As of January 2008, our best climatologists gave us a number for how much carbon in the atmosphere is too much. At concentrations above 350 parts per million (ppm), a NASA team insisted, we can’t have a planet “similar to the one on which civilization developed and to which life on earth is adapted.” We’re already past that; we’re at 390 ppm. Which is why 2010 will be the warmest year on record, almost a degree Celsius above the planet’s natural average, according to federal researchers. Which is why the Arctic melted again this summer, and Russia caught fire, and Pakistan drowned.
So here’s the thing: Just as in Copenhagen, Obama’s delegation in Cancún has been arguing for an agreement that would limit atmospheric concentrations of CO2 to 450 ppm, and the cuts they’ve been proposing might actually produce a world of about 550 ppm.
Why have they been defying the science? The answer isn’t complicated: because it’s politically difficult. As chief negotiator Todd Stern said last year in Copenhagen, “We’re very, very mindful of the importance of our domestic legislation. That’s a core principle for me and everyone else working on this. You can’t jeopardize that.”
In other words, if we push too hard the Senate will say no, and the oil companies will be really, really pissed. So we’ll take the easy way. We’ll negotiate with nature, and with the rest of the world, the same way we negotiate with the Republicans.
It’s completely understandable; in fact, it’s even more understandable now that the GOP has increased its muscle in Congress. In that context, even the tepid text drafted in Cancún goes too far. Four Republican senators sent Obama a letter earlier this month telling him to stop using any foreign aid funds to tackle climate change. If I were Obama, I’d want to make some kind of deal, and consider any deal as the start down a path to better things.

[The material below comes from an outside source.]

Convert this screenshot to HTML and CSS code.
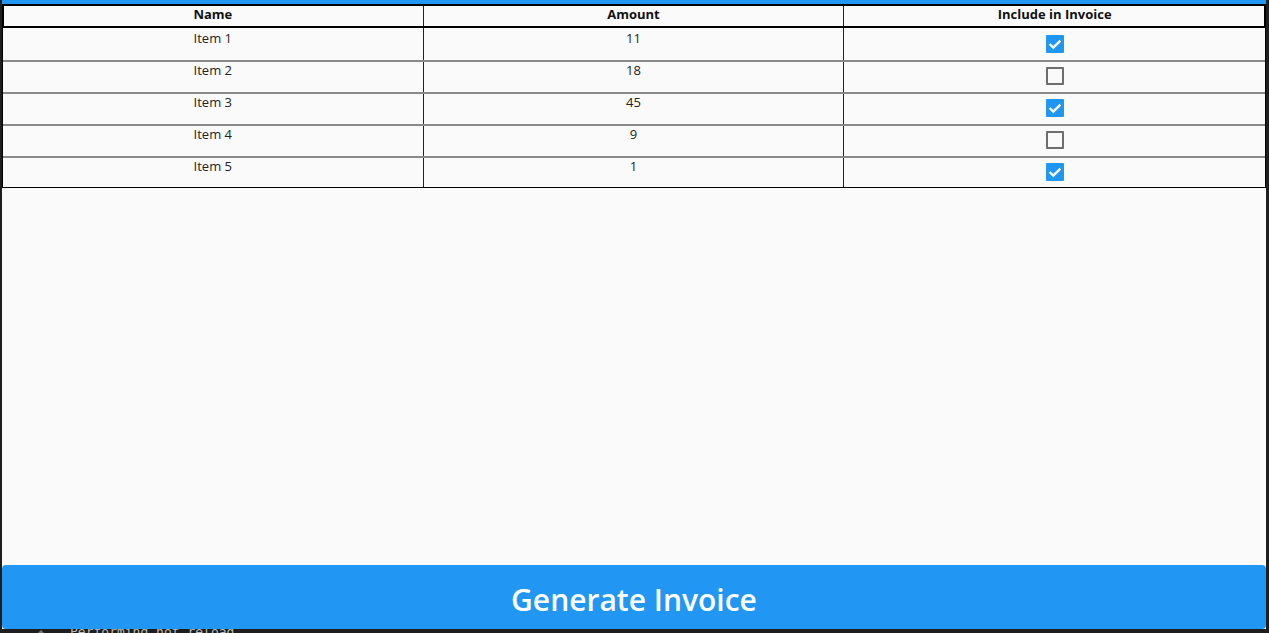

The problem, again, is the chemistry and the physics. They don’t give us much time, and they’re bad at haggling. If we let this planet warm much longer, scientists tell us that we’ll lose forever the chance of getting back to 350. That means we’l
l lose forever the basic architecture of our planet with its frozen poles. Already the ocean is turning steadily more acidic; already the atmosphere is growing steadily wetter, which means desertifying evaporation in arid areas and downpour and deluge elsewhere.
Political reality is hard to change, harder than ever since the Supreme Court delivered its Citizens United decision and loosed floods of more money into our political world. But physics and chemistry are downright impossible to shift. Physics and chemistry don’t bargain. So the president, and all the rest of us, had really better try a little harder. The movement we’ve launched at 350.org has spread around the world, but it needs to get much stronger. Because this one time, in the usually messy conduct of human affairs, reaching an abstract ideal is our only hope.